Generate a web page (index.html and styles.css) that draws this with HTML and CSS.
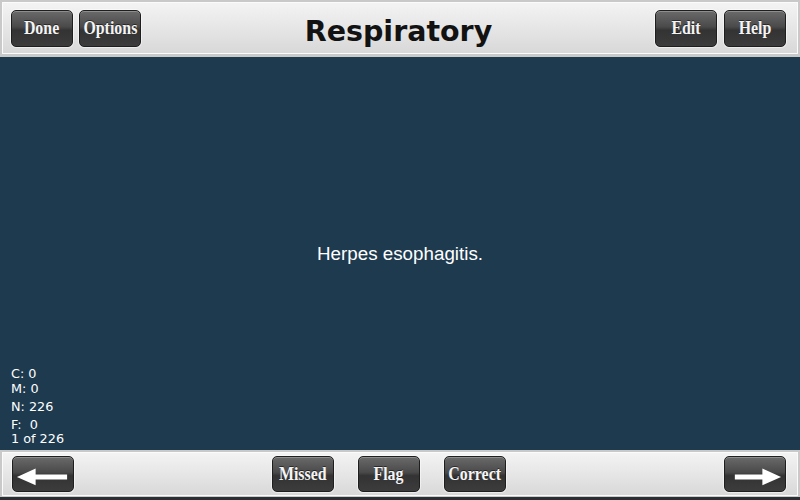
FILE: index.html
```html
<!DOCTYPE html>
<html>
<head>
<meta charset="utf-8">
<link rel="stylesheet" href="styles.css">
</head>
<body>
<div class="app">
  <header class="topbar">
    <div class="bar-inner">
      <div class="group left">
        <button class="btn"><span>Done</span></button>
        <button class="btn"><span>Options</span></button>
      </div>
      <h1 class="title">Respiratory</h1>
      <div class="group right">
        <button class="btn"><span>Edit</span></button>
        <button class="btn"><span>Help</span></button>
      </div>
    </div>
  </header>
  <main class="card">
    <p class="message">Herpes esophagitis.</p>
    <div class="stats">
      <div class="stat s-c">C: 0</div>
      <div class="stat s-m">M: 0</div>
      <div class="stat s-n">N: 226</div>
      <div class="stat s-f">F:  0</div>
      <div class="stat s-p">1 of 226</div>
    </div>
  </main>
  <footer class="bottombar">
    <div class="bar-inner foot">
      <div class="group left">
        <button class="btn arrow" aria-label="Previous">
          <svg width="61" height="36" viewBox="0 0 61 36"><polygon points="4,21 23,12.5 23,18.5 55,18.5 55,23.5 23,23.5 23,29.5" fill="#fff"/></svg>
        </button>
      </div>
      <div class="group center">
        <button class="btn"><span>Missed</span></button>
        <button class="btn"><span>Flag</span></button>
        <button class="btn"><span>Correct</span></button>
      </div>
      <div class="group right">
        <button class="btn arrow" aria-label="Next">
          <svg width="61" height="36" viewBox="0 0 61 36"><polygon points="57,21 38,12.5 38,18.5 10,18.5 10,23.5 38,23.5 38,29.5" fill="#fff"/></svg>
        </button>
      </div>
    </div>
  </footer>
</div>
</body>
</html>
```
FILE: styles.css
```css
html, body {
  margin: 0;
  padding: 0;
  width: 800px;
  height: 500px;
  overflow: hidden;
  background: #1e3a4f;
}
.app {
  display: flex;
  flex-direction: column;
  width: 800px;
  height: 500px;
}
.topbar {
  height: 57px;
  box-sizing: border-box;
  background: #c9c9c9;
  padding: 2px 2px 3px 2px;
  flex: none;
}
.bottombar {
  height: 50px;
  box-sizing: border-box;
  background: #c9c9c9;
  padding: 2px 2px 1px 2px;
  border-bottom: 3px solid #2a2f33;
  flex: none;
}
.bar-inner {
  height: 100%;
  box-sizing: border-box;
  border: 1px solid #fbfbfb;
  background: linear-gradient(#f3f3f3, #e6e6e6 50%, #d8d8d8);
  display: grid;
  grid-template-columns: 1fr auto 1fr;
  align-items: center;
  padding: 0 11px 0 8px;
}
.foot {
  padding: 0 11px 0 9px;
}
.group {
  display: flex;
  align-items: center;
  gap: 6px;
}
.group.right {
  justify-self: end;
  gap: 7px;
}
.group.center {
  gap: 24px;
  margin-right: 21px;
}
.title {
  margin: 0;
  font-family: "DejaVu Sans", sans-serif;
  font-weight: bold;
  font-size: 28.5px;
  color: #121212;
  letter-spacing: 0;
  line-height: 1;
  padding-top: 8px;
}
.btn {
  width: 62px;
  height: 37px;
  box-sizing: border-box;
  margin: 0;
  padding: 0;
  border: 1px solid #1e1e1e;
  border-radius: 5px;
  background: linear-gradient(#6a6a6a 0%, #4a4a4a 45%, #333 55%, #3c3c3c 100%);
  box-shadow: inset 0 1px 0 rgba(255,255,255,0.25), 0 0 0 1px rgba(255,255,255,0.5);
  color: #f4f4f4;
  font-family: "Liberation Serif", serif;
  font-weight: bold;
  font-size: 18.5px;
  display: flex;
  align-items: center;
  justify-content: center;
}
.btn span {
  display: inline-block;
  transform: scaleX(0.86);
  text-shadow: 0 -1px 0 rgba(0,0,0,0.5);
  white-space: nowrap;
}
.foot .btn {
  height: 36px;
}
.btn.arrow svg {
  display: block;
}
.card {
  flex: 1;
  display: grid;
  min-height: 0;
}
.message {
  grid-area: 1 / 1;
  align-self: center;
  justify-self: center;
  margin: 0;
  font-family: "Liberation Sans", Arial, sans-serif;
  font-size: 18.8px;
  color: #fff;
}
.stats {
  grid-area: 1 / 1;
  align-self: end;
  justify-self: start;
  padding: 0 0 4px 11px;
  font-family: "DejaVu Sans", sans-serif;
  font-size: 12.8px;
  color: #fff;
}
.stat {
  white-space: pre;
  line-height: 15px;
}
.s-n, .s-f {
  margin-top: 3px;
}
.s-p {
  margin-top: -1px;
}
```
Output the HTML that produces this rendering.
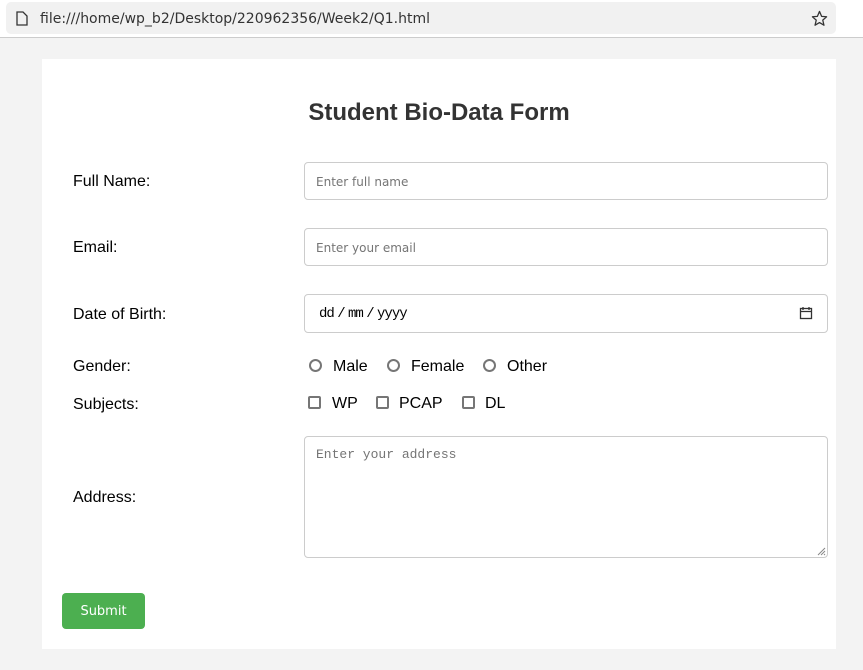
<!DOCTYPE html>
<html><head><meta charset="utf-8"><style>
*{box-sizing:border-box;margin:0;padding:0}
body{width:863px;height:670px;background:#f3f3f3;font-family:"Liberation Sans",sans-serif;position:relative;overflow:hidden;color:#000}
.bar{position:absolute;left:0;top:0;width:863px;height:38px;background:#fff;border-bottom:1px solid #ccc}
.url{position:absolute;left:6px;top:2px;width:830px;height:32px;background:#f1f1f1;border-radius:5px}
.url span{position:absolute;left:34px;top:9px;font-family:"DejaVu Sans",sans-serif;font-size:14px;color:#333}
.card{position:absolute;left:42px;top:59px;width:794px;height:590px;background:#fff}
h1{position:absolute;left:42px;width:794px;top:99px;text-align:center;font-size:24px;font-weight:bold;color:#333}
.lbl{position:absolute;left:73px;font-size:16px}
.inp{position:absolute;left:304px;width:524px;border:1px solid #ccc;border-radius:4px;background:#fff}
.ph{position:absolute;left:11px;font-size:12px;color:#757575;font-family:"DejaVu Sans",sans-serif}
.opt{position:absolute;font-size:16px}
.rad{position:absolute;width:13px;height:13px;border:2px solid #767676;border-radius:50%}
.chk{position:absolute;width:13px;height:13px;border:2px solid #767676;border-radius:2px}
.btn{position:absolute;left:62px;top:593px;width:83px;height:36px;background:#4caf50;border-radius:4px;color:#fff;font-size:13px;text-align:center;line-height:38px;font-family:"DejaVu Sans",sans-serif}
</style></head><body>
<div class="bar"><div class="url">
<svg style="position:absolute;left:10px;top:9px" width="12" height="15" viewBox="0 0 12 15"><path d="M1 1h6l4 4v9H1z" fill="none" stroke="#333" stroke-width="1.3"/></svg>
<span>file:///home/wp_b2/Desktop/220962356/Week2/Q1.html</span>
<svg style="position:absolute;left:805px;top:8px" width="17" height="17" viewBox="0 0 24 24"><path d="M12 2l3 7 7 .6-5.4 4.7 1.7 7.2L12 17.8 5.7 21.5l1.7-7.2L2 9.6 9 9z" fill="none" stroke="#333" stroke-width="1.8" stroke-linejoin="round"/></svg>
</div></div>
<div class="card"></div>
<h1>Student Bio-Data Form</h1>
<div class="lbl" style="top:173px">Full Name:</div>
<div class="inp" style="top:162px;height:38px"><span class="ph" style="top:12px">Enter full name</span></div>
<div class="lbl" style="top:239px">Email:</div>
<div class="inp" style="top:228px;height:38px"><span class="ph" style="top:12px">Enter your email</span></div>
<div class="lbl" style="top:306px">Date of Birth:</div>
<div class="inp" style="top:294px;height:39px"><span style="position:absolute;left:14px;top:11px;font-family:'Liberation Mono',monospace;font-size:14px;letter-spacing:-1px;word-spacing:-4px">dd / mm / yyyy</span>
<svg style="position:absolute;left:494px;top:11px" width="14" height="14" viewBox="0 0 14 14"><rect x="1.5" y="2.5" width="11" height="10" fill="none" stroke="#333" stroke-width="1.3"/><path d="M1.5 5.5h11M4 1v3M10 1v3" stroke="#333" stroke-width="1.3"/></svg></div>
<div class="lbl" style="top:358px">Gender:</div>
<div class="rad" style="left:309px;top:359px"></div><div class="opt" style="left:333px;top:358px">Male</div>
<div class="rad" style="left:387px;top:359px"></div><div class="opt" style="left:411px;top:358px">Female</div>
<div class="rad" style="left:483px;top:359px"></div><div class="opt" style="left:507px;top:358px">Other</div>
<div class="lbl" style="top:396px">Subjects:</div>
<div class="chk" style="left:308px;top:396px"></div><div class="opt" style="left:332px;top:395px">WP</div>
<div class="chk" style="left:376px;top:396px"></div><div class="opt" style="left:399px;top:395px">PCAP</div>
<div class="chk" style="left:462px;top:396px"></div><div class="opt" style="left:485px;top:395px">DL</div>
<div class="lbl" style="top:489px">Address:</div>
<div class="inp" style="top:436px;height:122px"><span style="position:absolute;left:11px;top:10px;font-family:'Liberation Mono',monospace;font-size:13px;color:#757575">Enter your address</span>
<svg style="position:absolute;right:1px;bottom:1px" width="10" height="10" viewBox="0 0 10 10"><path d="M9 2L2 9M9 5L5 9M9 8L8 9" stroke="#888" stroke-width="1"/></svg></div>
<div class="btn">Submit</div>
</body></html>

○ ○ ○ ○ ○ ○ ○

OBJECTIVE
Of the lines above, how many hold the string "index"? Answer with only the number.

RESULT OF THIS TASK
2